** Start of Extracted material **

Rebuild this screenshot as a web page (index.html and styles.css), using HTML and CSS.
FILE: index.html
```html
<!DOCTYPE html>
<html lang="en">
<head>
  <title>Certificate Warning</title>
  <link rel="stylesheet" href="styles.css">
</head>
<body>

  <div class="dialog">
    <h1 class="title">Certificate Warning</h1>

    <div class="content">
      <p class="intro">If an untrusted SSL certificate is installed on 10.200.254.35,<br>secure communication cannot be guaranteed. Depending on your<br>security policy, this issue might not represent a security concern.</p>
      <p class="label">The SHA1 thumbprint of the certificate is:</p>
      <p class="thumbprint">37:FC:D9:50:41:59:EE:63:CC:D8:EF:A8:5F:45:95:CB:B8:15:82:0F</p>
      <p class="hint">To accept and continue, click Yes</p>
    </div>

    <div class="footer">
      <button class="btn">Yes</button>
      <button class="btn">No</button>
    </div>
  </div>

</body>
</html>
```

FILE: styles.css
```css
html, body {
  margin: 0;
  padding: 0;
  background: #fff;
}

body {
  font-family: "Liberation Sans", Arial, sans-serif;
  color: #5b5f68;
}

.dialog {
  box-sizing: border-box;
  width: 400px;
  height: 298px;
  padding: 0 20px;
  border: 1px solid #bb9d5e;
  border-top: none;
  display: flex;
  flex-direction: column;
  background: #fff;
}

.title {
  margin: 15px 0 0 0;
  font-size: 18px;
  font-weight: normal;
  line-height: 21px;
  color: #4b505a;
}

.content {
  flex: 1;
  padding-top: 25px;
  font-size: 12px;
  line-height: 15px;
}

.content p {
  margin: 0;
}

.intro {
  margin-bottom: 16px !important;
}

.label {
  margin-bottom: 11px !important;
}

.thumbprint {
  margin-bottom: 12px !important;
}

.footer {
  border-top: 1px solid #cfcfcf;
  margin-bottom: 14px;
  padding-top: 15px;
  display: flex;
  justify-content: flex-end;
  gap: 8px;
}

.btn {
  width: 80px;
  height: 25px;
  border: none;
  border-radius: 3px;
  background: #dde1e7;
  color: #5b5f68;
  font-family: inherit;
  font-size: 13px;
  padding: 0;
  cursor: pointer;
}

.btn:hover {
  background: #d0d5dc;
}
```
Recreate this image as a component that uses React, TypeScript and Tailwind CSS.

** End of Extracted material **

• Instruction:
Consider the entries above and return each line with the string "styles".

• Answer to the problem:
Rebuild this screenshot as a web page (index.html and styles.css), using HTML and CSS.
  <link rel="stylesheet" href="styles.css">
FILE: styles.css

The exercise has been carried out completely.